We often hear people say, “You don’t look depressed.”
Well, what does depression look like?
Depression can look like sadness and listlessness and depression can look like Pastor Andrew Stoecklein of the Inland Hills Church who took his own life this weekend.
Depression can hide itself behind the pulpit and people and curated images on Instagram. You can baptize people and pray and visit the sick and shut-in and still be depressed. You can have a beautiful wife and three kids (one of whom just turned four) and still be depressed. You can begin a new teaching series called “Hot Mess” and talk about how God takes us from “Mess to Masterpiece” and preach about how “God’s Got This” and still die by suicide.
Depression is not a respecter of persons. Pastors get depressed too.
This is what depression can look like.
The Gospel saves.
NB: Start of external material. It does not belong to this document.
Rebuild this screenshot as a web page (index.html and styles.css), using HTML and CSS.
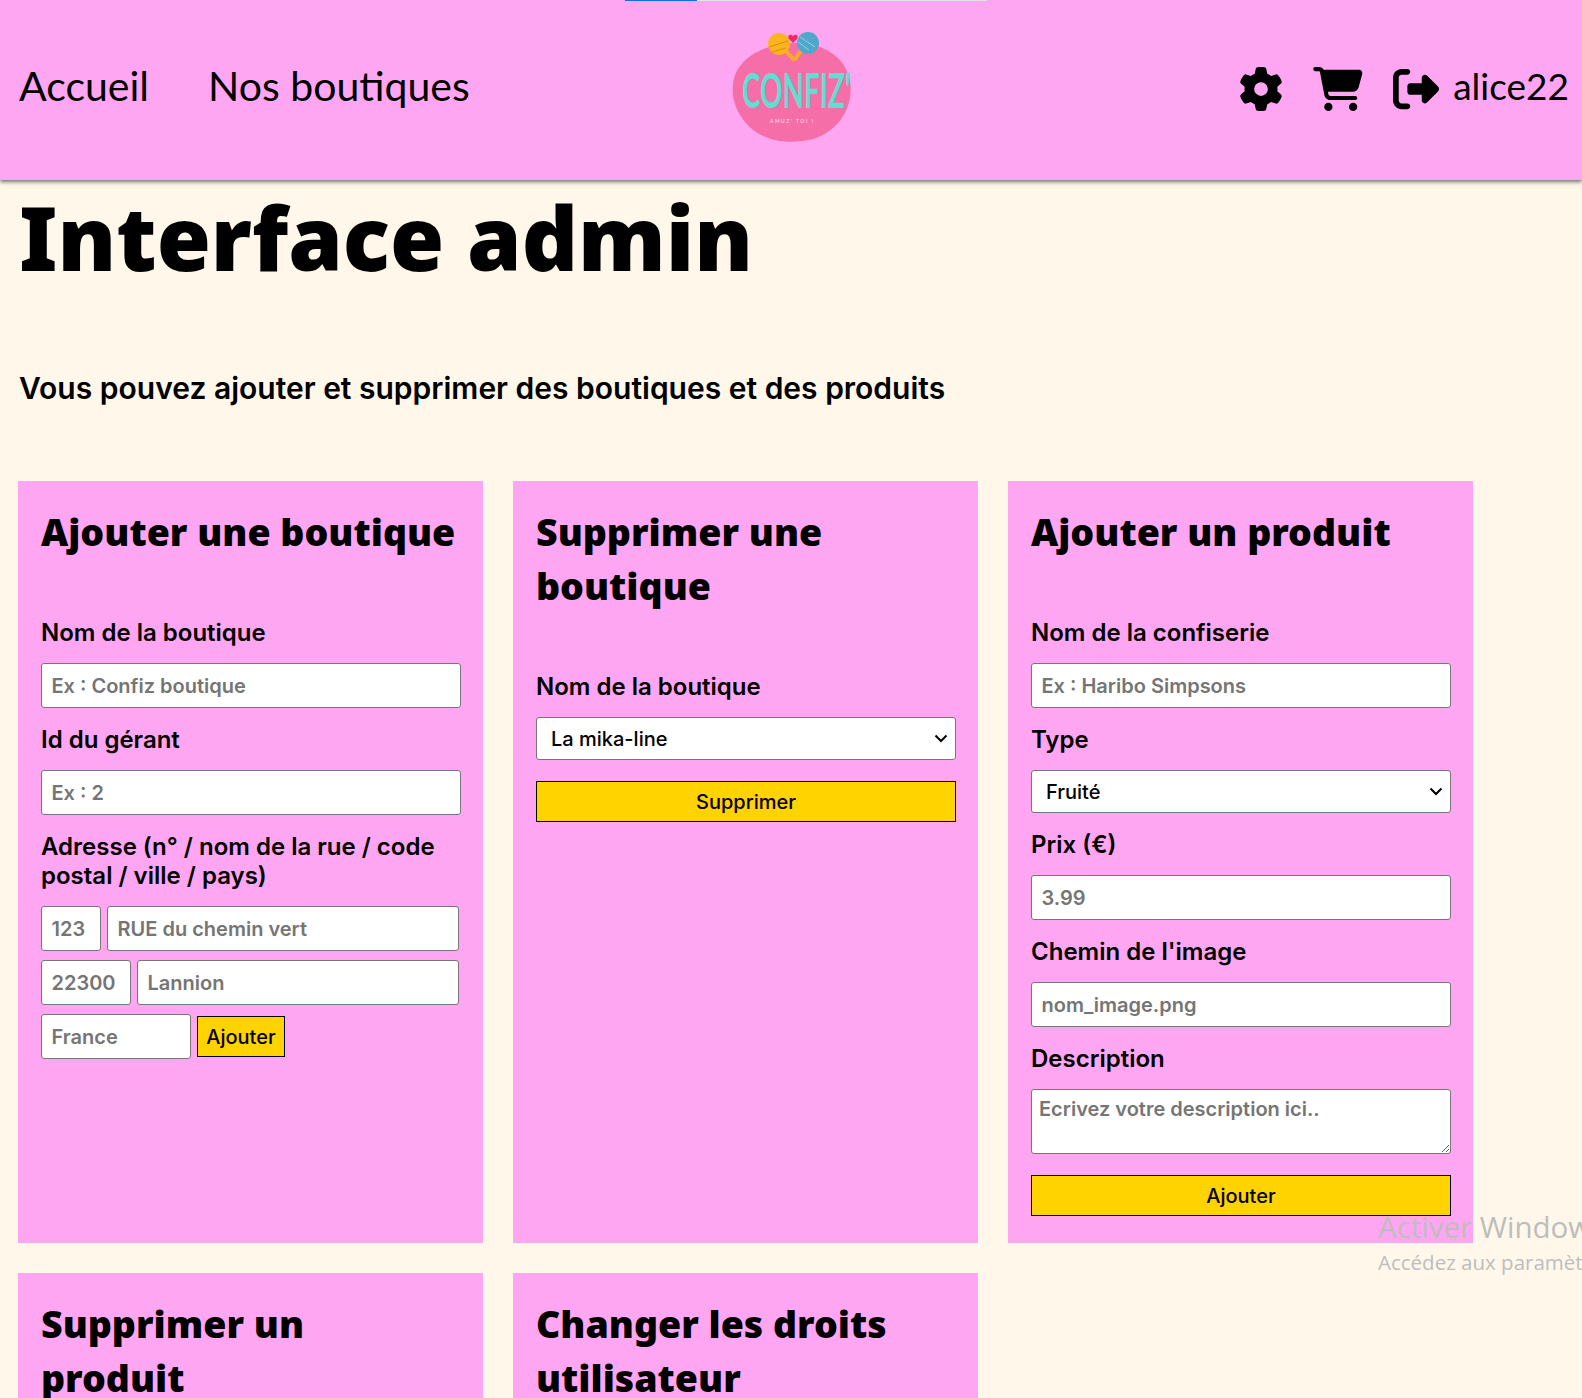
FILE: index.html
```html
<!DOCTYPE html>
<html lang="fr">

<head>
    <meta charset="UTF-8">
    <meta name="viewport" content="width=device-width, initial-scale=1.0">
    <title>Interface admin</title>
    <link rel="stylesheet" href="styles.css">
</head>

<body>
    <div class="loading-bar"><span class="loading-done"></span></div>

    <header class="topbar">
        <nav class="nav-links">
            <a href="#">Accueil</a>
            <a href="#">Nos boutiques</a>
        </nav>

        <svg class="logo" viewBox="0 0 130 124" role="img" aria-label="Confiz'">
            <path d="M64 15c28-1 52 12 57 38 4 26-11 50-37 58-24 6-52 3-68-17C4 79 1 63 6 47 14 27 38 16 64 15z" fill="#f56ea7"/>
            <path d="M57 23l7 8M72 23l-6 8" stroke="#f7a92b" stroke-width="4" stroke-linecap="round"/>
            <circle cx="50" cy="16" r="11" fill="#fbb41e"/>
            <path d="M40 19l19-6M43 24l14-4" stroke="#e08d12" stroke-width="1"/>
            <circle cx="79" cy="15" r="11" fill="#4fa7c9"/>
            <path d="M71 9l15 10M69 14l11 8" stroke="#8fd2e6" stroke-width="1"/>
            <path d="M64 8c-3-3-6 0-4 3l4 4 4-4c2-3-1-6-4-3z" fill="#f0295f"/>
            <text class="logo-name" transform="translate(13 80) scale(.58 1)">CONFIZ'</text>
            <text class="logo-slogan" x="41" y="95" textLength="43" lengthAdjust="spacing">AMUZ' TOI !</text>
        </svg>

        <div class="user-tools">
            <a href="#" class="icon-link">
                <svg class="icon-gear" viewBox="0 0 512 512"><path d="M495.9 166.6c3.2 8.7 .5 18.4-6.4 24.6l-43.3 39.4c1.1 8.3 1.7 16.8 1.7 25.4s-.6 17.1-1.7 25.4l43.3 39.4c6.9 6.2 9.6 15.9 6.4 24.6c-4.4 11.9-9.7 23.3-15.8 34.3l-4.7 8.1c-6.6 11-14 21.4-22.1 31.2c-5.9 7.2-15.7 9.6-24.5 6.8l-55.7-17.7c-13.4 10.3-28.2 18.9-44 25.4l-12.5 57.1c-2 9.1-9 16.3-18.2 17.8c-13.8 2.3-28 3.5-42.5 3.5s-28.7-1.2-42.5-3.5c-9.2-1.5-16.2-8.7-18.2-17.8l-12.5-57.1c-15.8-6.5-30.6-15.1-44-25.4L83.1 425.9c-8.8 2.8-18.6 .3-24.5-6.8c-8.1-9.8-15.5-20.2-22.1-31.2l-4.7-8.1c-6.1-11-11.4-22.4-15.8-34.3c-3.2-8.7-.5-18.4 6.4-24.6l43.3-39.4C64.6 273.1 64 264.6 64 256s.6-17.1 1.7-25.4L22.4 191.2c-6.9-6.2-9.6-15.9-6.4-24.6c4.4-11.9 9.7-23.3 15.8-34.3l4.7-8.1c6.6-11 14-21.4 22.1-31.2c5.9-7.2 15.7-9.6 24.5-6.8l55.7 17.7c13.4-10.3 28.2-18.9 44-25.4l12.5-57.1c2-9.1 9-16.3 18.2-17.8C227.3 1.2 241.5 0 256 0s28.7 1.2 42.5 3.5c9.2 1.5 16.2 8.7 18.2 17.8l12.5 57.1c15.8 6.5 30.6 15.1 44 25.4l55.7-17.7c8.8-2.8 18.6-.3 24.5 6.8c8.1 9.8 15.5 20.2 22.1 31.2l4.7 8.1c6.1 11 11.4 22.4 15.8 34.3zM256 336a80 80 0 1 0 0-160 80 80 0 1 0 0 160z"/></svg>
            </a>
            <a href="#" class="icon-link">
                <svg class="icon-cart" viewBox="0 0 576 512"><path d="M0 24C0 10.7 10.7 0 24 0H69.5c22 0 41.5 12.8 50.6 32h411c26.3 0 45.5 25 38.6 50.4l-41 152.3c-8.5 31.4-37 53.3-69.5 53.3H170.7l5.4 28.5c2.2 11.3 12.1 19.5 23.6 19.5H488c13.3 0 24 10.7 24 24s-10.7 24-24 24H199.7c-34.6 0-64.3-24.6-70.7-58.5L77.4 54.5c-.7-3.8-4-6.5-7.9-6.5H24C10.7 48 0 37.3 0 24zM128 464a48 48 0 1 1 96 0 48 48 0 1 1 -96 0zm336-48a48 48 0 1 1 0 96 48 48 0 1 1 0-96z"/></svg>
            </a>
            <a href="#" class="icon-link logout">
                <svg class="icon-logout" viewBox="0 0 512 512"><path d="M377.9 105.9L500.7 228.7c7.2 7.2 11.3 17.1 11.3 27.3s-4.1 20.1-11.3 27.3L377.9 406.1c-6.4 6.4-15 9.9-24 9.9c-18.7 0-33.9-15.2-33.9-33.9l0-62.1-128 0c-17.7 0-32-14.3-32-32l0-64c0-17.7 14.3-32 32-32l128 0 0-62.1c0-18.7 15.2-33.9 33.9-33.9c9 0 17.6 3.6 24 9.9zM160 96L96 96c-17.7 0-32 14.3-32 32l0 256c0 17.7 14.3 32 32 32l64 0c17.7 0 32 14.3 32 32s-14.3 32-32 32l-64 0c-53 0-96-43-96-96L0 128C0 75 43 32 96 32l64 0c17.7 0 32 14.3 32 32s-14.3 32-32 32z"/></svg>
                <span class="username">alice22</span>
            </a>
        </div>
    </header>

    <main class="content">
        <h1>Interface admin</h1>
        <p class="intro">Vous pouvez ajouter et supprimer des boutiques et des produits</p>

        <div class="cards">
            <section class="card">
                <h2>Ajouter une boutique</h2>
                <form action="#" method="post">
                    <label for="shopName">Nom de la boutique</label>
                    <input type="text" id="shopName" placeholder="Ex : Confiz boutique">
                    <label for="managerId">Id du gérant</label>
                    <input type="text" id="managerId" placeholder="Ex : 2">
                    <label for="number" class="label-address">Adresse (n° / nom de la rue / code postal / ville / pays)</label>
                    <div class="address-row">
                        <input type="text" id="number" class="w-number" placeholder="123">
                        <input type="text" class="w-fill" placeholder="RUE du chemin vert">
                    </div>
                    <div class="address-row">
                        <input type="text" class="w-zip" placeholder="22300">
                        <input type="text" class="w-fill" placeholder="Lannion">
                    </div>
                    <div class="address-row">
                        <input type="text" class="w-country" placeholder="France">
                        <button type="submit" class="button button-small">Ajouter</button>
                    </div>
                </form>
            </section>

            <section class="card">
                <h2>Supprimer une boutique</h2>
                <form action="#" method="post">
                    <label for="shopDelete">Nom de la boutique</label>
                    <select id="shopDelete">
                        <option>La mika-line</option>
                    </select>
                    <button type="submit" class="button">Supprimer</button>
                </form>
            </section>

            <section class="card">
                <h2>Ajouter un produit</h2>
                <form action="#" method="post">
                    <label for="candyName">Nom de la confiserie</label>
                    <input type="text" id="candyName" placeholder="Ex : Haribo Simpsons">
                    <label for="candyType">Type</label>
                    <select id="candyType">
                        <option>Fruité</option>
                    </select>
                    <label for="price">Prix (€)</label>
                    <input type="text" id="price" placeholder="3.99">
                    <label for="imagePath">Chemin de l'image</label>
                    <input type="text" id="imagePath" placeholder="nom_image.png">
                    <label for="description">Description</label>
                    <textarea id="description" placeholder="Ecrivez votre description ici.."></textarea>
                    <button type="submit" class="button">Ajouter</button>
                </form>
            </section>

            <section class="card">
                <h2>Supprimer un<br>produit</h2>
            </section>

            <section class="card">
                <h2>Changer les droits utilisateur</h2>
            </section>
        </div>
    </main>

    <div class="watermark">
        <div class="watermark-title">Activer Windows</div>
        <div class="watermark-text">Accédez aux paramètres pour activer Windows.</div>
    </div>
</body>

</html>
```

FILE: styles.css
```css
html,
body {
    height: 1398px;
    overflow: hidden;
}

body {
    font-family: Inter, Arial, sans-serif;
    background-color: #fff8ea;
    color: #000;
    margin: 0;
    padding: 0;
}

.loading-bar {
    position: absolute;
    top: 0;
    left: 625px;
    width: 362px;
    height: 1px;
    background-color: #e3e3e3;
}

.loading-done {
    display: block;
    width: 72px;
    height: 100%;
    background-color: #0a6fe8;
}

.topbar {
    display: grid;
    grid-template-columns: 1fr auto 1fr;
    align-items: center;
    height: 180px;
    padding: 0 13px 0 19px;
    background-color: #ffa6f2;
    box-shadow: 0 2px 4px rgba(0, 0, 0, 0.55);
}

.nav-links {
    display: flex;
    gap: 59px;
    margin-bottom: 10px;
    font-family: Lato, sans-serif;
    font-size: 41px;
}

.nav-links a,
.icon-link {
    color: #000;
    text-decoration: none;
}

.logo {
    width: 130px;
    height: 124px;
}

.logo-name {
    font-family: Lato, sans-serif;
    font-weight: 700;
    font-size: 48px;
    fill: #5fdfd0;
}

.logo-slogan {
    font-family: Lato, sans-serif;
    font-size: 5px;
    fill: #fbe3ee;
}

.user-tools {
    display: flex;
    justify-content: flex-end;
    align-items: center;
    gap: 30px;
    margin-bottom: 2px;
}

.icon-link {
    display: flex;
    align-items: center;
}

.icon-gear {
    width: 44px;
    height: 44px;
}

.icon-cart {
    width: 50px;
    height: 44px;
}

.icon-logout {
    width: 46px;
    height: 46px;
}

.logout {
    gap: 14px;
}

.username {
    margin-bottom: 8px;
    font-family: Lato, sans-serif;
    font-size: 37px;
}

.content {
    padding: 0 18px;
}

h1 {
    margin: 0;
    padding-left: 1px;
    font-family: "Noto Sans", sans-serif;
    font-weight: 900;
    font-size: 87.7px;
    line-height: 114px;
}

.intro {
    margin: 74px 0 0 1px;
    font-size: 30px;
    font-weight: 600;
    line-height: 40px;
}

.cards {
    display: grid;
    grid-template-columns: repeat(3, 465px);
    grid-auto-rows: 762px;
    gap: 30px;
    margin-top: 73px;
}

.card {
    padding: 24px 22px 24px 23px;
    background-color: #ffa6f2;
    box-sizing: border-box;
}

h2 {
    margin: 0 0 59px;
    font-family: "Noto Sans", sans-serif;
    font-weight: 900;
    font-size: 37.5px;
    line-height: 54px;
}

label {
    display: block;
    margin-bottom: 16px;
    font-size: 24px;
    font-weight: 600;
    line-height: 29px;
}

input,
select,
textarea {
    font-family: Inter, Arial, sans-serif;
    font-size: 20px;
    background-color: #fff;
    border: 1px solid #767676;
    border-radius: 3px;
    box-sizing: border-box;
}

input {
    display: block;
    width: 100%;
    height: 45px;
    padding: 0 9.5px;
    margin-bottom: 17px;
}

input::placeholder,
textarea::placeholder {
    color: #757575;
    font-weight: 600;
}

select {
    display: block;
    width: 100%;
    height: 43px;
    padding: 0 14px;
    margin-bottom: 17px;
    font-weight: 500;
    color: #000;
    appearance: none;
    background-image: url("data:image/svg+xml,%3Csvg xmlns='http://www.w3.org/2000/svg' viewBox='0 0 14 9'%3E%3Cpath d='M1.5 1.5L7 7l5.5-5.5' fill='none' stroke='%23000' stroke-width='2'/%3E%3C/svg%3E");
    background-repeat: no-repeat;
    background-position: right 7px center;
    background-size: 14px 9px;
}

textarea {
    display: block;
    width: 100%;
    height: 65px;
    padding: 7px;
    margin-bottom: 17px;
}

.address-row {
    display: flex;
    align-items: center;
    gap: 6px;
    width: 418px;
    margin-bottom: 9px;
}

.address-row input {
    margin-bottom: 0;
}

.w-number {
    width: 60px;
}

.w-zip {
    width: 90px;
}

.w-country {
    width: 150px;
}

.w-fill {
    flex: 1;
    min-width: 0;
}

.button {
    display: block;
    width: 100%;
    height: 41px;
    margin-top: 21px;
    background-color: #ffd300;
    color: #000;
    border: 1px solid #000;
    font-family: Inter, Arial, sans-serif;
    font-size: 20px;
    font-weight: 500;
    cursor: pointer;
}

.button-small {
    width: 88px;
    flex: none;
    margin-top: 0;
    padding: 0;
}

.watermark {
    position: absolute;
    top: 1206px;
    left: 1378px;
    width: 204px;
    height: 70px;
    overflow: hidden;
    white-space: nowrap;
    color: #bdbdbd;
    font-family: "Open Sans", sans-serif;
    pointer-events: none;
}

.watermark-title {
    font-size: 29.5px;
    line-height: 42px;
}

.watermark-text {
    font-size: 20.5px;
    line-height: 28px;
}
```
It is the power unto salvation for those who believe. But the Gospel doesn’t ward off depression, or keep us from mental illness.
How do I know? Well, Elijah and David and Charles Spurgeon and other great men of God knew God and knew what He could do. They preached the Gospel, but the Gospel somehow did not inoculate them from the insidious hold of the dark night of the soul.
When your pastor kills himself, it means that even though he is a man of God and a spiritual leader, he is also a man of like passions, proclivities and pain. That you can know your Bible but still know despair. That he is more like us than we realize.
I wish our churches would understand that. I wish we wouldn’t give the Devil so much credit.
I wish the church realized that it is okay to have both Jesus and a therapist, that God equips various people with different skills to help one another, that you are not weak or a failing Christian if you need more than Jesus… that Jesus is enough until He isn’t. Jesus is enough and Jesus is not enough.
Sometimes it’s not a mere function of willpower, of saying that “this is the day that the Lord has made; I will rejoice and be glad in it,” of questioning our souls for being downcast and commanding ourselves to put our faith in God. Sometimes it’s not just a function of prayer and praise. Sometimes it’s pills. Sometimes it’s practitioners. I don’t believe the Bible prohibits us from accessing all necessary supports to help us journey through this life.
This world is in a mental health crisis. We lead lives of quiet desperation that give us a one way ticket to despair. We are so connected yet so isolated, so informed yet so ignorant. And for some of us, not only do we crucify our flesh and die daily for Christ, but our flesh is battling mental decay. We are deteriorating.
With Jesus there is always hope, but what happens when you can no longer see the hope that Jesus offers?
“How to get out of depression” is not a question that I feel equipped to answer. The truth is I don’t know. But I do know that we ought to love others as much as we love ourselves — in essence, the way I love others is in direct proportion to how I love myself. It starts with me. I cannot serve from an empty vessel. I know that no matter who we are, we need to take care of ourselves and pay attention to ourselves. Tell people that you are struggling. Life is so, so very hard, and I can totally understand hopelessness and wanting to end the pain. Sometimes it feels as if you are kicking aimlessly at the darkness until it bleeds daylight. I can’t blame anyone for taking their own life. If death does become the inevitable end, at least you did not go without a shout.
But the fact still remains that we need you here — whether you are a parishioner or a pastor. You — no matter who you are or what you have done — you have a gift that this word so desperately needs. So it is in everyone’s interest to have you stay with us for as long as possible — preferably in good health.
So we also need to pay attention to one another. There was an article I recently read about kids and drowning and how drowning doesn’t look like drowning — how true is that in the case of mental health? Drowning is often silent. So many of us are drowning right before our very own eyes. Part of it is creating real community and a support system — Jesus, a family member, a good friend, your doctor, and a therapist perhaps — so that if any one of those legs fail, you will still be standing. Find people in front of whom you cannot pretend, in front of whom you don’t need to pretend. Let’s pray for one another, but let’s also make sure that people don’t feel alone. Again, tell people that you are struggling. This can be especially hard for pastors, whose ego often makes them larger than life and disallows for such admissions. But there are so many other pastors struggling — find one of them and let your soul be laid bare. Let’s be vulnerable and real and open with each other. While our pastors pour into others, who pours into him/her? Pastors can be especially prone to depression. We need to check in on each other more, and perhaps check in on our pastor the most.
I’m praying for Pastor Andrew’s family and church at this difficult time.